[Data]
-- START --
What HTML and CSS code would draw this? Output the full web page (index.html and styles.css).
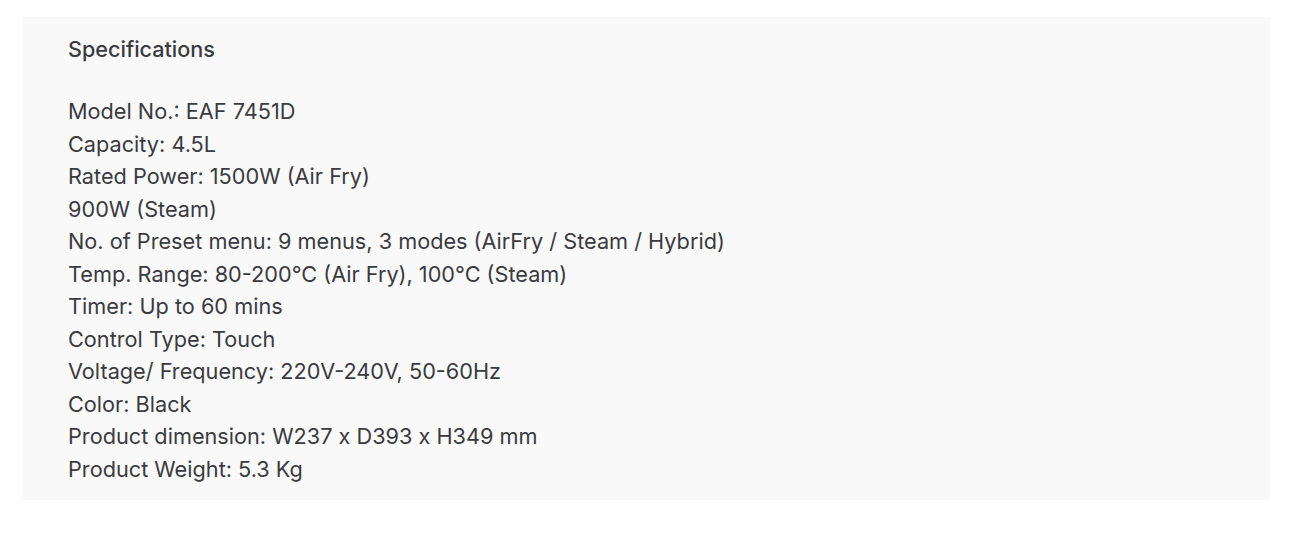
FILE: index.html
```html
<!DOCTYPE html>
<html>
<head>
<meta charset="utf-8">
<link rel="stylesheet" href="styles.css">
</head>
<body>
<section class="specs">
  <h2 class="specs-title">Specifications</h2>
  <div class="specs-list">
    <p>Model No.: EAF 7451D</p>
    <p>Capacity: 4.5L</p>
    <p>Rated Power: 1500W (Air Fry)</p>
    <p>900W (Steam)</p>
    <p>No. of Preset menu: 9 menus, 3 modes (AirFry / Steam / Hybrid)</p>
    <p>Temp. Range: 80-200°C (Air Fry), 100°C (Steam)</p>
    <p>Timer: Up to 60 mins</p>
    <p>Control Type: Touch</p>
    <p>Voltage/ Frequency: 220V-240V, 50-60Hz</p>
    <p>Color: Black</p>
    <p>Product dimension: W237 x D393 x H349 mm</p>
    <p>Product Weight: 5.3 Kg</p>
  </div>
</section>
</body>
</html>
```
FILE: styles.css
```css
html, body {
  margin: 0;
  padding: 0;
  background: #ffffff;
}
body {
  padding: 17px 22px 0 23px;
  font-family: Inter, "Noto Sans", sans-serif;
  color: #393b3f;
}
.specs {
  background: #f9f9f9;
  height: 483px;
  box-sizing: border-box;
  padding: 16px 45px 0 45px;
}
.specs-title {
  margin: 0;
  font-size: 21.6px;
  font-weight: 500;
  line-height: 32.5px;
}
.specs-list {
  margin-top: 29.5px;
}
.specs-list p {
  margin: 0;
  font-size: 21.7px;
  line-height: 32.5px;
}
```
-- END --
[Brief]
Reproduce all of the material above word for word. Omit the pictures.

[Solution to the exercise]
What HTML and CSS code would draw this? Output the full web page (index.html and styles.css).
FILE: index.html
```html
<!DOCTYPE html>
<html>
<head>
<meta charset="utf-8">
<link rel="stylesheet" href="styles.css">
</head>
<body>
<section class="specs">
  <h2 class="specs-title">Specifications</h2>
  <div class="specs-list">
    <p>Model No.: EAF 7451D</p>
    <p>Capacity: 4.5L</p>
    <p>Rated Power: 1500W (Air Fry)</p>
    <p>900W (Steam)</p>
    <p>No. of Preset menu: 9 menus, 3 modes (AirFry / Steam / Hybrid)</p>
    <p>Temp. Range: 80-200°C (Air Fry), 100°C (Steam)</p>
    <p>Timer: Up to 60 mins</p>
    <p>Control Type: Touch</p>
    <p>Voltage/ Frequency: 220V-240V, 50-60Hz</p>
    <p>Color: Black</p>
    <p>Product dimension: W237 x D393 x H349 mm</p>
    <p>Product Weight: 5.3 Kg</p>
  </div>
</section>
</body>
</html>
```
FILE: styles.css
```css
html, body {
  margin: 0;
  padding: 0;
  background: #ffffff;
}
body {
  padding: 17px 22px 0 23px;
  font-family: Inter, "Noto Sans", sans-serif;
  color: #393b3f;
}
.specs {
  background: #f9f9f9;
  height: 483px;
  box-sizing: border-box;
  padding: 16px 45px 0 45px;
}
.specs-title {
  margin: 0;
  font-size: 21.6px;
  font-weight: 500;
  line-height: 32.5px;
}
.specs-list {
  margin-top: 29.5px;
}
.specs-list p {
  margin: 0;
  font-size: 21.7px;
  line-height: 32.5px;
}
```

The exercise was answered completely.